In the case of our CLARiiONs, that better way was to use the NaviCLI (or, these days, the NaviSECCLI). This is a tool set that has been around a looooooong time, in one form or another, and has been available for pretty much any OS that you might attach to a CLARiiON as a storage client. These days, it's a TCP/IP-based commandline tool - prior to NaviCLI, you either had platform-specific tools (IRIX circa 1997 had a CLI-based tool that did queries through the SCSI bus to the array) or you logged directly into the array's RS232 port and used its onboard tools (hopefully, you had a terminal or terminal program that allowed you to capture output) ...but I digress.

If you own EMC equipment, you've hopefully got maintenance contracts that give you rights to download tools and utilities from the EMC support site. NaviCLI is one such tool. Once you install it, you have a nifty little command-line tool that you can wrap inside of scripts. You can create these scripts to both provisioning tasks and reporting tasks. My use, in this case, was reporting.'

The SRM we bought came with a number of canned-reports - including ones for CLARiiON devices. Unfortunately, the numbers we were getting from our SRM were indicating that we only had about 77TiB on one of our arrays when the EMC order sheets said we should have had about 102TiB. That's a bit of a discrepancy. I was able to wrap some NaviCLI commands into a couple scripts (one that reported on RAID-group capacity and one that reported physical and logical disk capacities [ed.: please note that these scripts are meant to be illustrative of what you can do, but aren't really something you'd want to have as the nexus of your enterprise-reporting strategy. They're slow to run, particularly on larger arrays]) and verify that the 77TiB was sort of right and that the 102TiB was also sorta right. The group capacity script basically just spits out two numbers - total raw capacity and total capacity allocatable to clients (without reporting on how much of either is already allocated to clients). The disk capacity script reports how the disks are organized (e.g., RAID1, RAID5, Spare, etc.) - printing total number of disks in each configuration category and how much raw capacity that represented. Basically, the SRM tool was reporting the maximum number of blocks that were configured into RAID groups, not the total raw physical blocks in the array that we'd thought it was supposed to report.

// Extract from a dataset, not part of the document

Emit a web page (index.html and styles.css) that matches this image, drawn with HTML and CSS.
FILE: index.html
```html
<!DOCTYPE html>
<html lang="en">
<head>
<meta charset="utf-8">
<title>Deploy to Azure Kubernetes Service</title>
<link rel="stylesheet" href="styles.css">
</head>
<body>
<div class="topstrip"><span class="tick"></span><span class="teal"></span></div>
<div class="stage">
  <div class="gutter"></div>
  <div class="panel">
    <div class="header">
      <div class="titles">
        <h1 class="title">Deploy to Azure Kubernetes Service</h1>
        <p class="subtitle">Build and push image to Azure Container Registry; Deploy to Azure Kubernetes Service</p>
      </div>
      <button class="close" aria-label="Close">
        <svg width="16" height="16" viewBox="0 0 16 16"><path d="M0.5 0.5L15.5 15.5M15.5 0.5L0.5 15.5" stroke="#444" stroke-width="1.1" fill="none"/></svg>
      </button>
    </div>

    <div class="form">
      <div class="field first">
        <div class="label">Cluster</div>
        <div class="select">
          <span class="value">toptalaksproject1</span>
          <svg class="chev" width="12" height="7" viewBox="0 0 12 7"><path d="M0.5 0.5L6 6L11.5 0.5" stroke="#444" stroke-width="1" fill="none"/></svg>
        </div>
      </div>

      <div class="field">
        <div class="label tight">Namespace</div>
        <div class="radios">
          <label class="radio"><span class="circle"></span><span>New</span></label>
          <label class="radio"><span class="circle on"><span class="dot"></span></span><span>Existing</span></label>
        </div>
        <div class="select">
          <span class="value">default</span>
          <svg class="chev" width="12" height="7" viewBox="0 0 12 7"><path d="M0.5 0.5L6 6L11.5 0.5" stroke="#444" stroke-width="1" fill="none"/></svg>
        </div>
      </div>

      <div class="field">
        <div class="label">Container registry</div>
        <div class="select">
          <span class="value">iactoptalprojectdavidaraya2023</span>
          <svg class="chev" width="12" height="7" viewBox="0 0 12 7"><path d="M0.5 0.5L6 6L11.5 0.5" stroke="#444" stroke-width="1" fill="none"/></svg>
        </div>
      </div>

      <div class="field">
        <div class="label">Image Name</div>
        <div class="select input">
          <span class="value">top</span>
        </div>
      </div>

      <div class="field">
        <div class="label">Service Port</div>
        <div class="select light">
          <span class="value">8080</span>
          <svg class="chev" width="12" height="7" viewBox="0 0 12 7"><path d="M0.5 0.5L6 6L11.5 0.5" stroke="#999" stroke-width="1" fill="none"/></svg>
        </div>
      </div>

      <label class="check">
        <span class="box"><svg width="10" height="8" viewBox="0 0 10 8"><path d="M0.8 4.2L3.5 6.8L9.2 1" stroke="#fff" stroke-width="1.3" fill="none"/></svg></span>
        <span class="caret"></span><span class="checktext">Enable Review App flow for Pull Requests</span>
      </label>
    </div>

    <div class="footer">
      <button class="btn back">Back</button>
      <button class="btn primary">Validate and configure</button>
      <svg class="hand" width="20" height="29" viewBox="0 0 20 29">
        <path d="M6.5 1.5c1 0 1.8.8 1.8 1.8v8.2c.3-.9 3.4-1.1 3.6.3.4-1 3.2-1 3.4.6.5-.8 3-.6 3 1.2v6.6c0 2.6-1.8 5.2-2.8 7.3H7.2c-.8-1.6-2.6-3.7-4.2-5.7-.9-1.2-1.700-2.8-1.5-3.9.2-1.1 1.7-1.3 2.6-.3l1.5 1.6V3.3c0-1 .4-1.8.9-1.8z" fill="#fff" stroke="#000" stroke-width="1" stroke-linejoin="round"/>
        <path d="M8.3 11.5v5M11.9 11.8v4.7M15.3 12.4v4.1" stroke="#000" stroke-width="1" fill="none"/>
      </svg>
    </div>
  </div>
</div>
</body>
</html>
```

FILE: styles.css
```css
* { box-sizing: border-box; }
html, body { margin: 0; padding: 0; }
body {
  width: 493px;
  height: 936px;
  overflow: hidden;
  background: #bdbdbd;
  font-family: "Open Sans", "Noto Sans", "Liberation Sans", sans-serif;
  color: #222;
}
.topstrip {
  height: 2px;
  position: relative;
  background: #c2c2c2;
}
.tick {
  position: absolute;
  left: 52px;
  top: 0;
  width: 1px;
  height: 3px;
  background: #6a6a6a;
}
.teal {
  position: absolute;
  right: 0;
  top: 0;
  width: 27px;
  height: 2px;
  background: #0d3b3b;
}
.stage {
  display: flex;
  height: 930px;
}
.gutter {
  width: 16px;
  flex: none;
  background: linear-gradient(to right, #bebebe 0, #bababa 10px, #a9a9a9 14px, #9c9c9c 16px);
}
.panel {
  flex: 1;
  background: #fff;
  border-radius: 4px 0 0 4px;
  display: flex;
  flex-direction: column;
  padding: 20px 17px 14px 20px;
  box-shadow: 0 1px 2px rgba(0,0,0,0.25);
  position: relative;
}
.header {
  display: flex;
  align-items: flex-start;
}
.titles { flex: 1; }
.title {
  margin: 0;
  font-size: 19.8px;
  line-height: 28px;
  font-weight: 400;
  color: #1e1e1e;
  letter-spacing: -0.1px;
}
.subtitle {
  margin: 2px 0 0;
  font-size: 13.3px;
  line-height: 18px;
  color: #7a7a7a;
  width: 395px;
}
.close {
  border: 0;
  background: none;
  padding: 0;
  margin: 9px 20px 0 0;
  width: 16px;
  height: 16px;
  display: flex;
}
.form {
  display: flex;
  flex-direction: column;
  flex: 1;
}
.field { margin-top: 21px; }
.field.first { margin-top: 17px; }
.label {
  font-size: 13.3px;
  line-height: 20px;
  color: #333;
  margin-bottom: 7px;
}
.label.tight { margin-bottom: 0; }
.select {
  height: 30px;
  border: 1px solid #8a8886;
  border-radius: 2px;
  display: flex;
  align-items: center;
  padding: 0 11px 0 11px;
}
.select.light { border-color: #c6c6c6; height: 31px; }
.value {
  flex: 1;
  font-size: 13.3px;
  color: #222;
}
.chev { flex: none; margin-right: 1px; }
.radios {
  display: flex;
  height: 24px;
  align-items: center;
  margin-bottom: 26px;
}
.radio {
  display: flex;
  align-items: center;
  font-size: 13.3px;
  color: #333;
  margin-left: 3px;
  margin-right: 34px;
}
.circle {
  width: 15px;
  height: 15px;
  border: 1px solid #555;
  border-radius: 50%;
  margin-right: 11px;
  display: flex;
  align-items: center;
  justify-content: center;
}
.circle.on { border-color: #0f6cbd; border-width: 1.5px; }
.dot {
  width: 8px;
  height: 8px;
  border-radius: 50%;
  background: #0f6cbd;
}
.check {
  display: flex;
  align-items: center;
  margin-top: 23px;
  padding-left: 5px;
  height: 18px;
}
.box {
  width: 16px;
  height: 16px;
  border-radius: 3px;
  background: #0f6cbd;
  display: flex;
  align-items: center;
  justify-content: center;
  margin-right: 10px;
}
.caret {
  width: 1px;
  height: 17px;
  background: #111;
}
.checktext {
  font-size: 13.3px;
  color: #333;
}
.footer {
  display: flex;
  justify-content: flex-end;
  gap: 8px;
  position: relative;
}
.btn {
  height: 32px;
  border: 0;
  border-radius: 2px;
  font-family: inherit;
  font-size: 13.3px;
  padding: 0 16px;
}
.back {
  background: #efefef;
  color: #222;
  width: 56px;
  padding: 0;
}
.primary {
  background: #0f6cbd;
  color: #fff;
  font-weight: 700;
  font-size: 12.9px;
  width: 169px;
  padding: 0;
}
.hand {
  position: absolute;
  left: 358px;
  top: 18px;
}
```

Having these number in hand allowed us to tear apart the SRM's database queries and tables so that we could see what information it was grabbing, how it was storing/organizing it and how to improve on the vendor-supplied standard reports. Mostly, it consisted of changing the titles of some existing fields and adding some fields to the final report.

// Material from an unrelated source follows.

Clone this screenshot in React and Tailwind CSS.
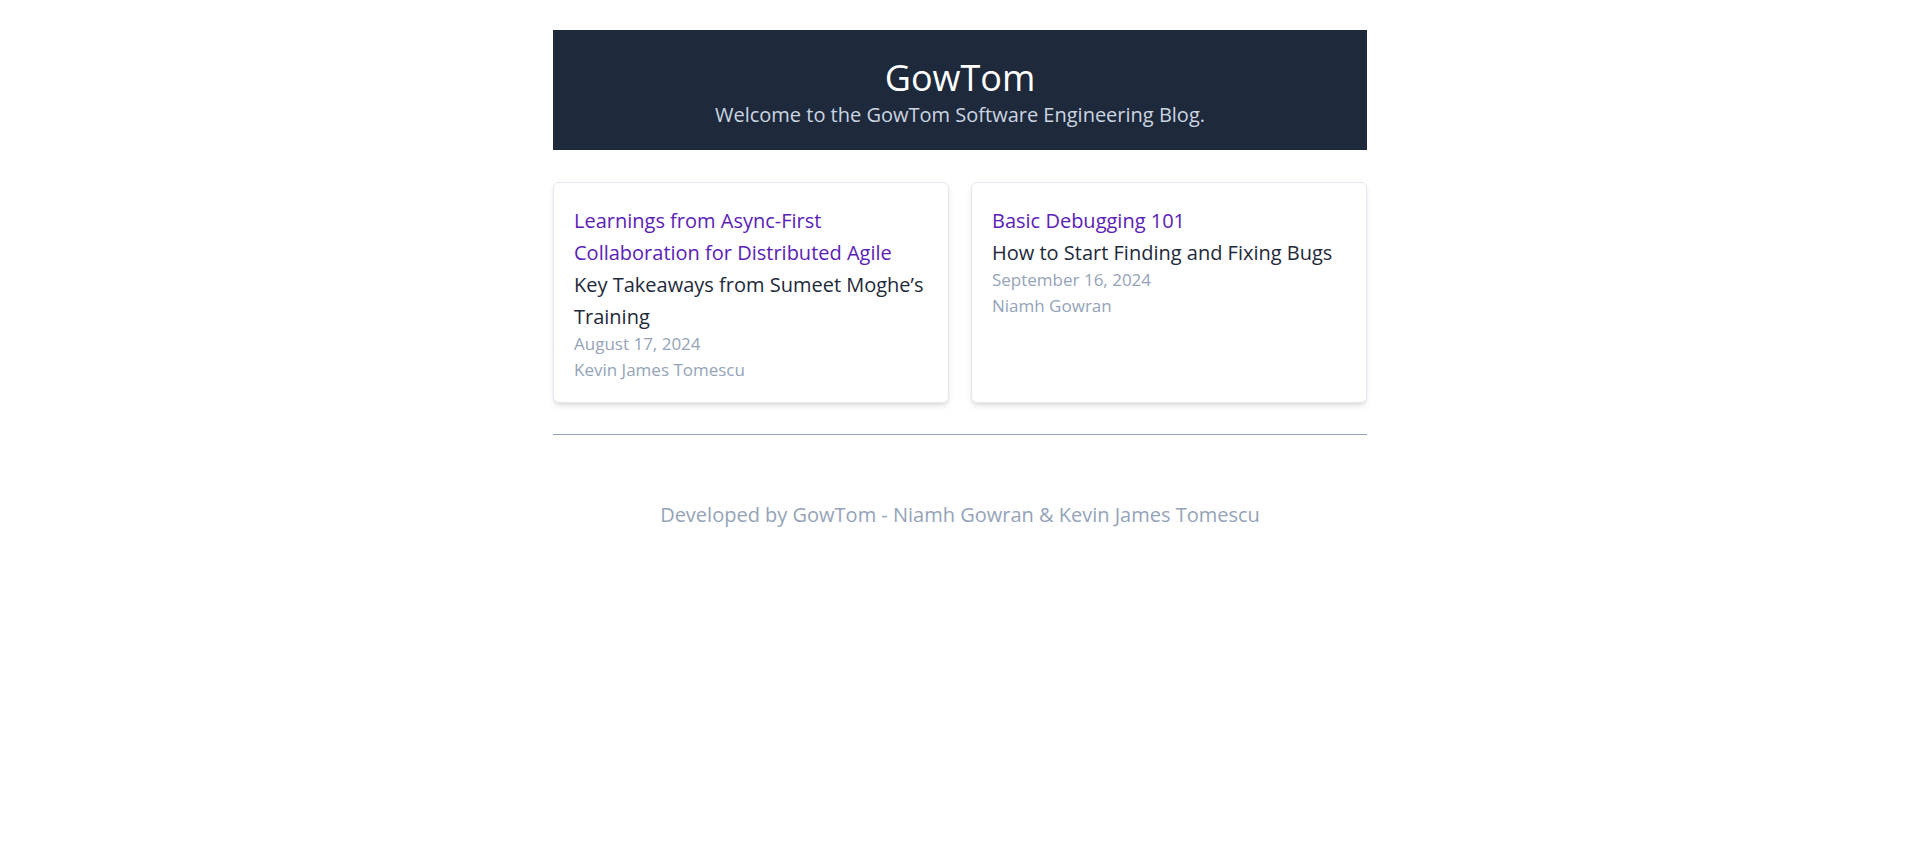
export default function App() {
  const posts = [
    {
      title: "Learnings from Async-First Collaboration for Distributed Agile",
      subtitle: "Key Takeaways from Sumeet Moghe’s Training",
      date: "August 17, 2024",
      author: "Kevin James Tomescu",
    },
    {
      title: "Basic Debugging 101",
      subtitle: "How to Start Finding and Fixing Bugs",
      date: "September 16, 2024",
      author: "Niamh Gowran",
    },
  ];
  return (
    <div className="min-h-screen bg-white font-['Open_Sans','Noto_Sans',sans-serif]">
      <div className="mx-auto w-[814px] pt-[30px]">
        <header className="bg-[#1e293b] pt-[26px] pb-[19px] text-center">
          <h1 className="text-[36px] leading-[43px] text-white">GowTom</h1>
          <p className="text-[20px] leading-[32px] text-[#cbd5e1]">
            Welcome to the GowTom Software Engineering Blog.
          </p>
        </header>
        <main className="mt-8 grid grid-cols-2 gap-[22px]">
          {posts.map((p) => (
            <article
              key={p.title}
              className="rounded-md border border-[#e2e8f0] bg-white px-5 pt-[22px] pb-[20px] shadow-md"
            >
              <h2 className="text-[20px] leading-[32px] text-[#5b21b6]">{p.title}</h2>
              <h3 className="text-[20px] leading-[32px] text-[#1e293b]">{p.subtitle}</h3>
              <p className="-mt-[2px] text-[17px] leading-[25.6px] text-[#94a3b8]">{p.date}</p>
              <p className="text-[17px] leading-[25.6px] text-[#94a3b8]">{p.author}</p>
            </article>
          ))}
        </main>
        <hr className="mt-[31px] border-0 border-t border-[#94a3b8]" />
        <footer className="pt-16 text-center text-[20px] leading-[32px] text-[#94a3b8]">
          Developed by GowTom - Niamh Gowran &amp; Kevin James Tomescu
        </footer>
      </div>
    </div>
  );
}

Yeah, all of this begs the question "what was the value of buying an SRM when you had to reverse-engineer it to make the presented data meaningful?" To be honest, "I dunno." I guess, at the very least, we bought a framework through which we could put together pretty reports and ones that were more specifically meaningful to us (though, to be honest, I'm a little surprised that we're the only customers of the SRM vendor to have found the canned-reports to be "sadly lacking"). It also gave me an opportunity to give our storage guys a better idea of the powerful tools they had available to them if only they were willing to dabble at the command line (even on Windows).

Still the vendor did provide a technical resource to help us get things sorted out faster than we might have done without that assistance. So, I guess that's something?